New Washtucna teacher uses past hardships to better empathize with students

Series: Teacher Profile | Story 10

A new Washtucna teacher hopes her experience with homlessness will help her in dealing with students who are facing that, and other difficulties.

Lisa Landstrom, who already has seven years of teaching experience, decided she needed a change in her life and left her teaching job in the Spokane area to come teach in Washtucna. She will teach fourth and fifth grades.

Landstrom grew up on the Oregon Coast in Astoria, where she graduated from Lewis and Clark Christian Academy, a small private Christian high school.

“I got a really good education there,” Landstrom. “I went to college right after high school, but then did the work thing and had kids.”

Out of high school, Landstrom taught on and off as a substitute at some Christain schools. She worked at Safeway as a store trainer and then as a district trainer.

A desire to be closer to family led her to Spokane.

“My sister moved to Spokane,” Landstrom said. “And then, my other sister moved to Spokane and my parents moved to Spokane.”

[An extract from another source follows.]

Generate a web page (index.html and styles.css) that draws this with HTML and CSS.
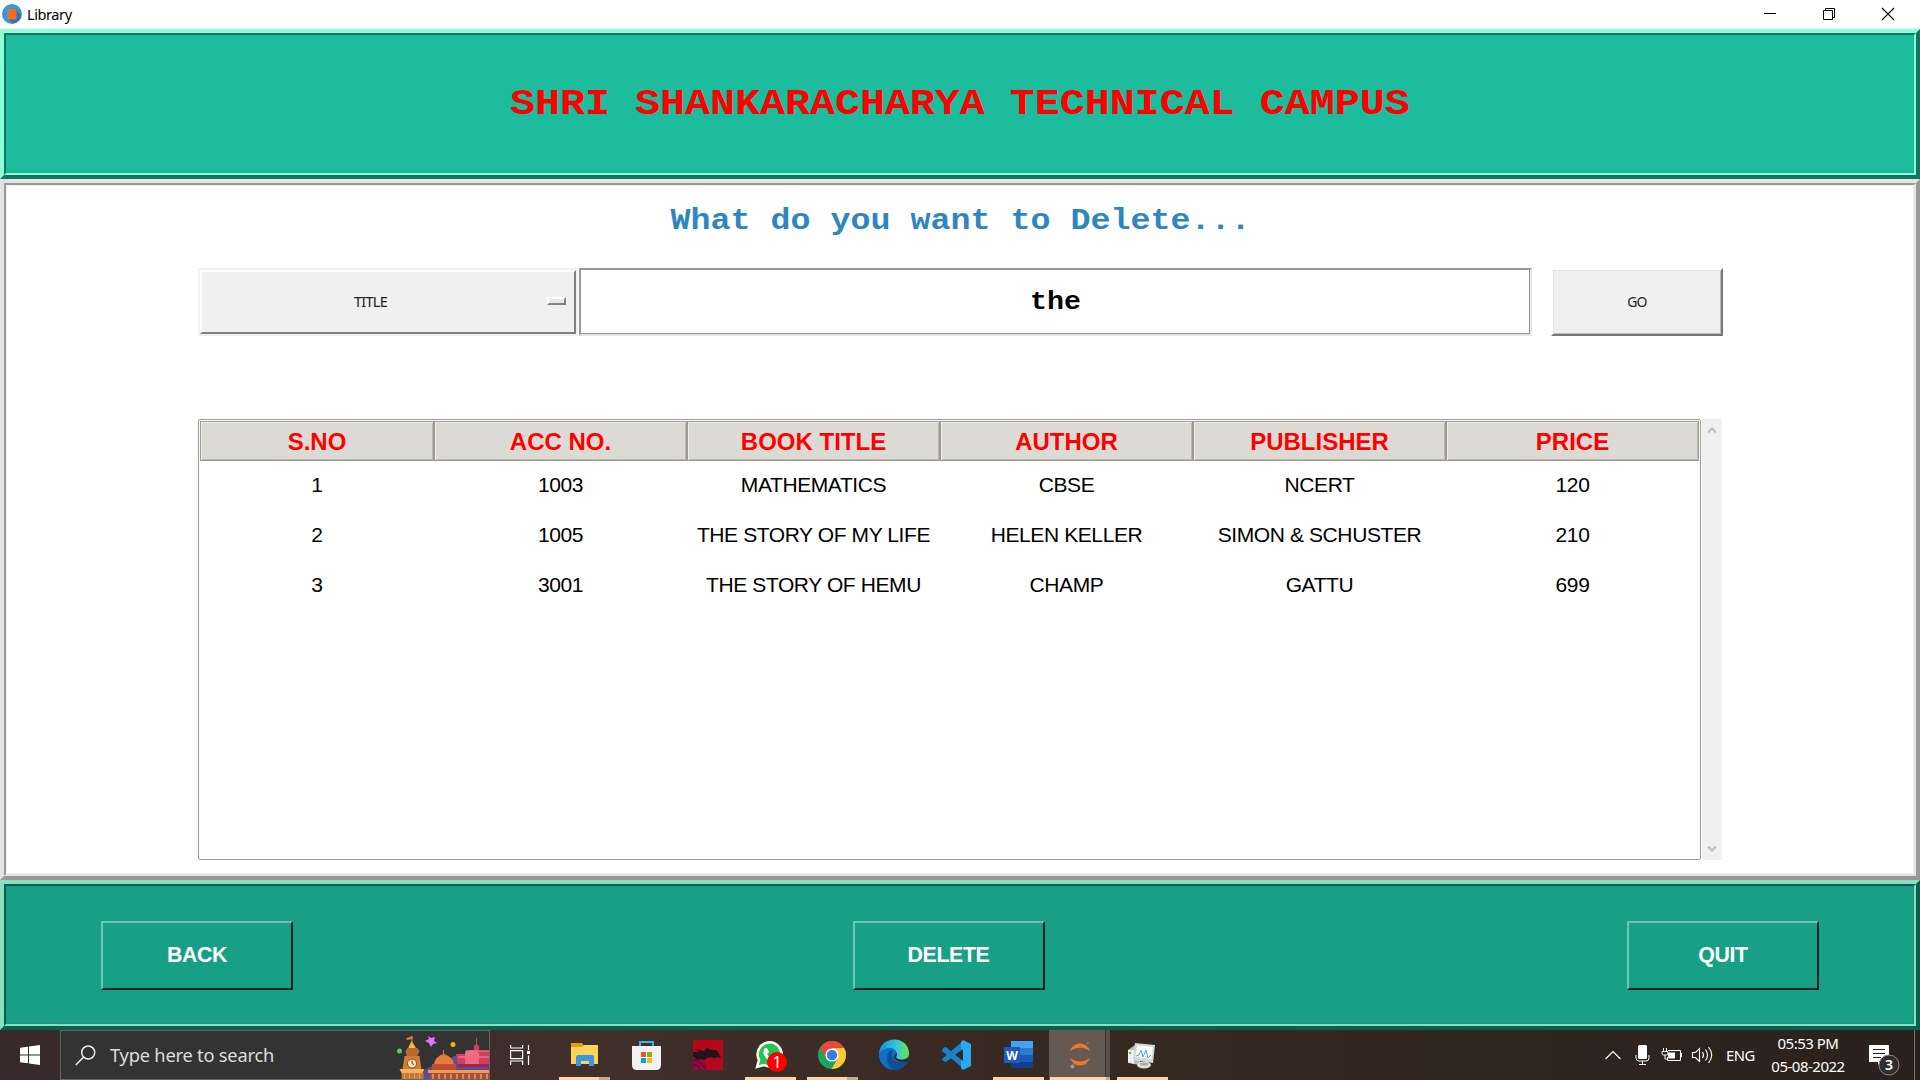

While in Spokane, she enrolled at Whitworth University where she majored in liberal studies with a focus in social work. After getting her B.A, she earned her master’s, also at Whitworth, in teaching.

Her life in Spokane was not always easy. She attended Whitworth as a single mother.

“I had some really hard times,” Landstrom said. “It was really, really hard since I moved to Spokane. There was a time we were homeless. With two kids and being homeless, it’s kind of tough.”

Landstrom said Whitworth helped get her family through the hard times.

“I can’t help but sing Whitworth’s praises,” Landstrom said. “People at Whitworth looked out for me. And [Spokane Neighborhood Action Partners] in Spokane helped me out and I was able to get back on my feet.”

Landstrom found these times frustrating and disheartening.

“I had a degree, I was educated,” Landstrom said. “And I was homeless. That really changed my perspective because you think people who are homeless are druggies and people who aren’t responsible. So it changed my whole perspective a lot.”

After earning her master’s, Landstrom taught at a small school about 30 miles north of Spokane. She took that new perspective into the classroom.

“When I went into teaching and taught in a high poverty area, I was able to understand the kids’ situation a whole lot better than if I had never gone through that,” Landstrom said. “I’ve learned if you don’t know where you’re going to be living, if you don’t know you’re going to eat, if you don’t know who’s going to be with you or how your circumstances are going to work out when you go home, you can’t learn at school.”

Landstrom said her mindset has made her a better teacher.

“It makes me more empathetic to the kids,” Landstrom said. “It really changed how I’ve taught and understand the kids of trauma now. Which is something teachers didn’t used to have to worry about [as much].”

Landstrom said kids are often dealing with more than they used to.

“Now it’s normal for kids to be dealing with having divorced families or some sort of adverse childhood events,” Landstrom said. “It used to be that a child would have maybe one thing that was messed up in their lives that they had to deal with. Now, an average child has four or five or six of these adverse childhood events that they have to overcome to be able to focus on school.”

While family took Landstrom to Spokane, a longing for adventure brought her to Washtucna.

“My children are grown and moved out, and I wanted to do something adventurous,” Landstrom said. “Moving to where I knew no one, in the middle of nowhere, was adventurous.”

The first day of school has come and gone, and Landstrom said it felt like the first days of school she experienced as a child.

“There’s definitely the same excitement as a child has,” Landstrom said. “Here it’s hard because all the kids already know each other so it’s like I’m the new kid.”

Making the first day of school special for the students is important to Landstrom.

“I work really hard trying to make this a place they are wanting to come,” Landstrom said. “How they feel when they leave the first day is going to change whether or not they want to come back for the rest of the year. So my favorite part is making sure they have a really good day so they want to come back.”